Analysis Output Browser
The analysis output browser displays the results of executing the Analysis node. The usual saving, exporting, and printing options are available from the File menu. See the topic Viewing output for more information.
When you first browse Analysis output, the results are expanded. To hide results after viewing them, use the expander control to the left of the item to collapse the specific results you want to hide or click the Collapse All button to collapse all results. To see results again after collapsing them, use the expander control to the left of the item to show the results or click the Expand All button to show all results.
Results for output field. The Analysis output contains a section for each output field for which there is a corresponding prediction field created by a generated model.
Comparing. Within the output field section is a subsection for each prediction field associated with that output field. For categorical output fields, the top level of this section contains a table showing the number and percentage of correct and incorrect predictions and the total number of records in the stream. For numeric output fields, this section shows the following information:
- Minimum Error. Shows the minimum error (difference between observed and predicted values).
- Maximum Error. Shows the maximum error.
- Mean Error. Shows the average (mean) of errors across all records. This indicates whether there is a systematic bias (a stronger tendency to overestimate than to underestimate, or vice versa) in the model.
- Mean Absolute Error. Shows the average of the absolute values of the errors across all records. Indicates the average magnitude of error, independent of the direction.
- Standard Deviation. Shows the standard deviation of the errors.
- Linear Correlation. Shows the linear correlation between the predicted and actual values. This statistic varies between –1.0 and 1.0. Values close to +1.0 indicate a strong positive association, so that high predicted values are associated with high actual values and low predicted values are associated with low actual values. Values close to –1.0 indicate a strong negative association, so that high predicted values are associated with low actual values, and vice versa. Values close to 0.0 indicate a weak association, so that predicted values are more or less independent of actual values. Note: A blank entry here indicates that linear correlation cannot be computed in this case, because either the actual or predicted values are constant.
- Occurrences. Shows the number of records used in the analysis.
Coincidence Matrix. For categorical output fields, if you requested a coincidence matrix in the analysis options, a subsection appears here containing the matrix. The rows represent actual observed values, and the columns represent predicted values. The cell in the table indicates the number of records for each combination of predicted and actual values.
Performance Evaluation. For categorical output fields, if you requested performance evaluation statistics in the analysis options, the performance evaluation results appear here. Each output category is listed with its performance evaluation statistic.
Confidence Values Report. For categorical output fields, if you requested confidence values in the analysis options, the values appear here. The following statistics are reported for model confidence values:
- Range. Shows the range (smallest and largest values) of confidence values for records in the stream data.
- Mean Correct. Shows the average confidence for records that are classified correctly.
- Mean Incorrect. Shows the average confidence for records that are classified incorrectly.

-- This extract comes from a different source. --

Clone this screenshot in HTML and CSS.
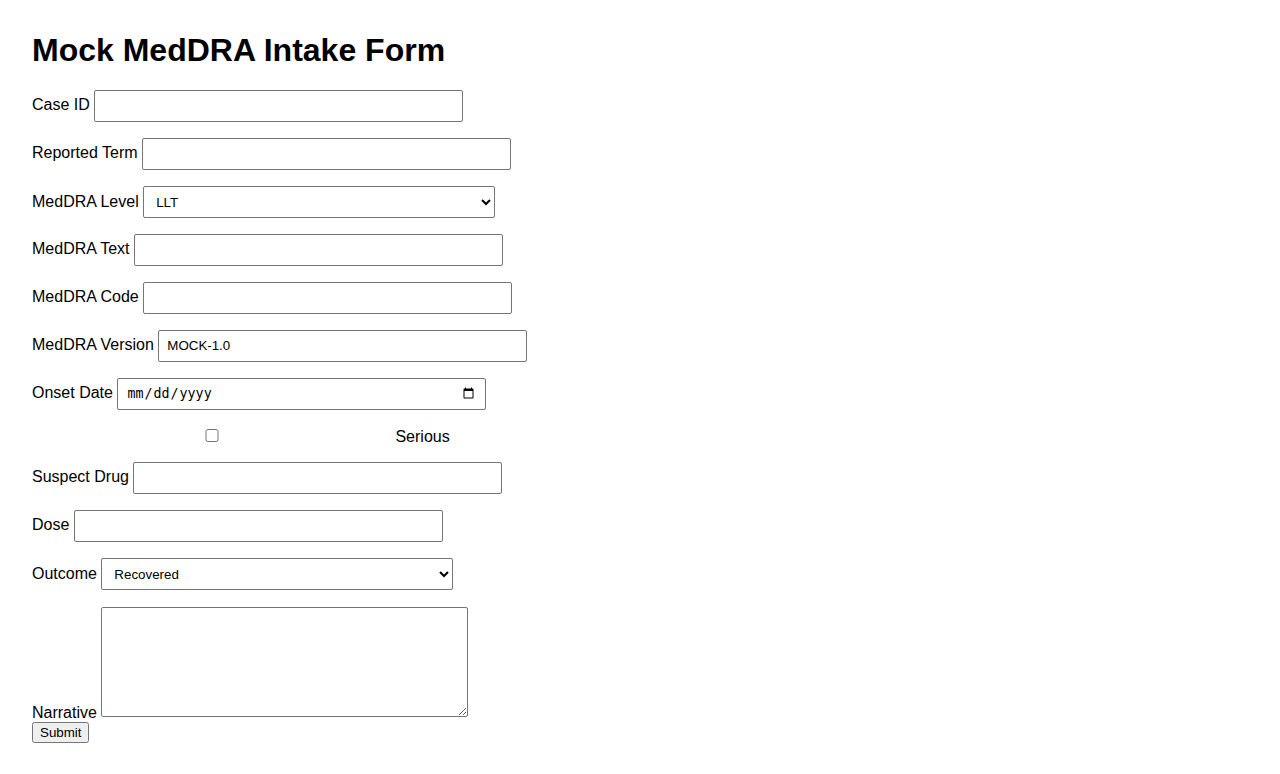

- Always Correct Above. Shows the confidence threshold above which predictions are always correct and shows the percentage of cases meeting this criterion.
- Always Incorrect Below. Shows the confidence threshold below which predictions are always incorrect and shows the percentage of cases meeting this criterion.
- X% Accuracy Above. Shows the confidence level at which accuracy is X%. X is approximately the value specified for Threshold for in the Analysis options. For some models and datasets, it is not possible to choose a confidence value that gives the exact threshold specified in the options (usually due to clusters of similar cases with the same confidence value near the threshold). The threshold reported is the closest value to the specified accuracy criterion that can be obtained with a single confidence value threshold.
- X Fold Correct Above. Shows the confidence value at which accuracy is X times better than it is for the overall dataset. X is the value specified for Improve accuracy in the Analysis options.
Agreement between. If two or more generated models that predict the same output field are included in the stream, you will also see statistics on the agreement between predictions generated by the models. This includes the number and percentage of records for which the predictions agree (for categorical output fields) or error summary statistics (for continuous output fields). For categorical fields, it includes an analysis of predictions compared to actual values for the subset of records on which the models agree (generate the same predicted value).
Evaluation Metrics. For binary classifiers, if you requested evaluation metrics in the analysis options, the values of the AUC and Gini coefficient evaluation metrics are shown in a table in this section. The table has one row for each binary classifier model. The evaluation metrics table is shown for each output field, rather than for each model.